I hope it will have enough impact that people will open their wallets and buy an artwork or two, or make a donation! I hope that it will make people reflect upon those that they know who have been or are affected by cancer (directly or indirectly). I hope it will trigger people to consider the fragility of life, and re-calibrate their priorities when it comes to where they spend their time and money. I hope it may inspire people to also stage their own fundraising activity for a cause that is close to them.

Above all, I hope it will raise the profile and awareness of Maggie’s in people’s minds. They provide a crucial service that will most certainly provide help and assistance for some of us in the future.

How easy was it to get the designers on board?

For the first time in my profession, I can wholeheartedly say that my primary motivation for this project is to make as much money as possible for Maggie’s – not for me, the artist, or any agents or galleries. It is as simple as that.

However, I am also aware that the success of this project is centred on desirability. In order to part with their cash, people must really want to own the artworks so I knew it was important to ask top talents to create them.

Fortunately, in the time that I have worked in the design industry, I have built up relationships with amazing talents and I felt it was appropriate to take advantage of these contacts for this particular project. The designers have responded incredibly well to the project and have been incredibly generous with their time and energy, for which I am very grateful.

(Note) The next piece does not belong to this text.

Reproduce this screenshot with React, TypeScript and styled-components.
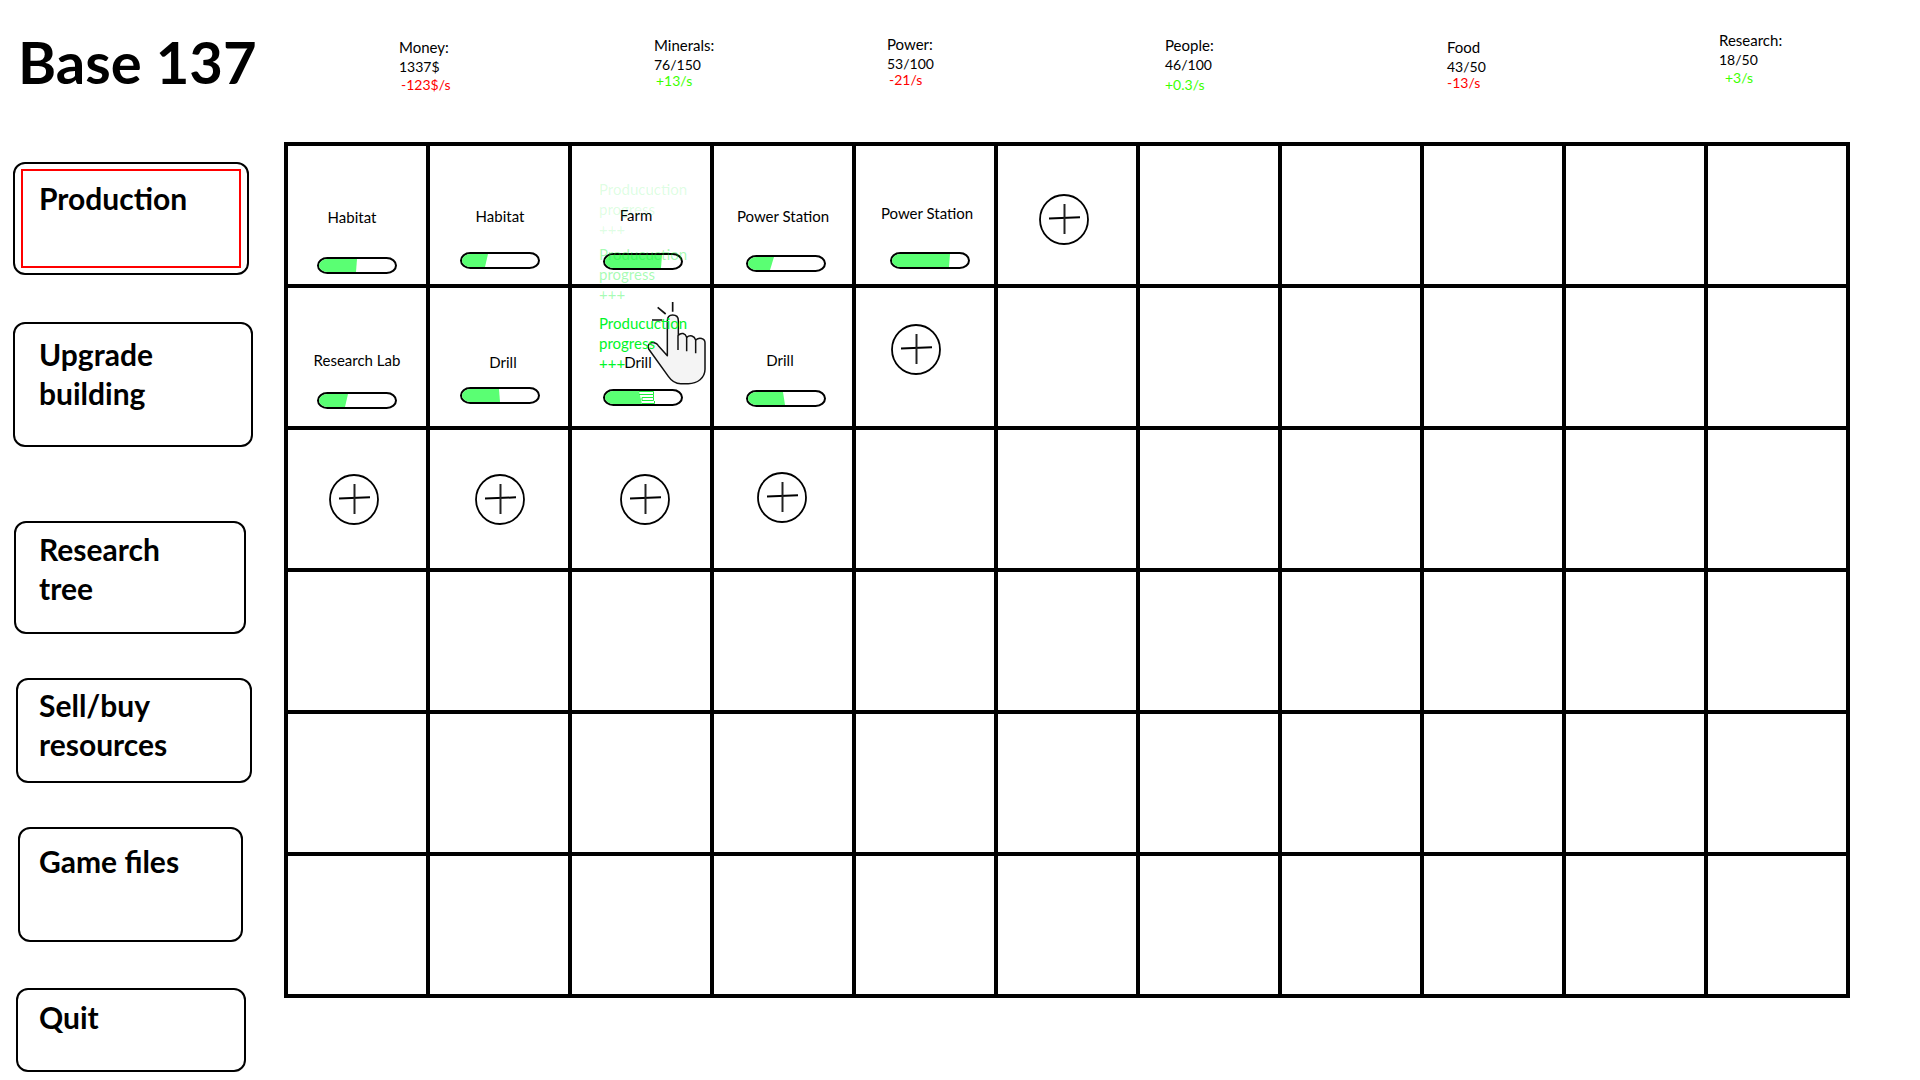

Which is your favourite artwork?

I have many, each one for a different reason, but I don’t want people to be influenced by my favourites – I want people to simply buy the artwork that they love. That is why I have opted to price them equally (all at £250) and keep the designer’s name hidden. Then, the decision is informed by one’s own passion and desire, without any other external (and quite frankly, frivolous) criteria.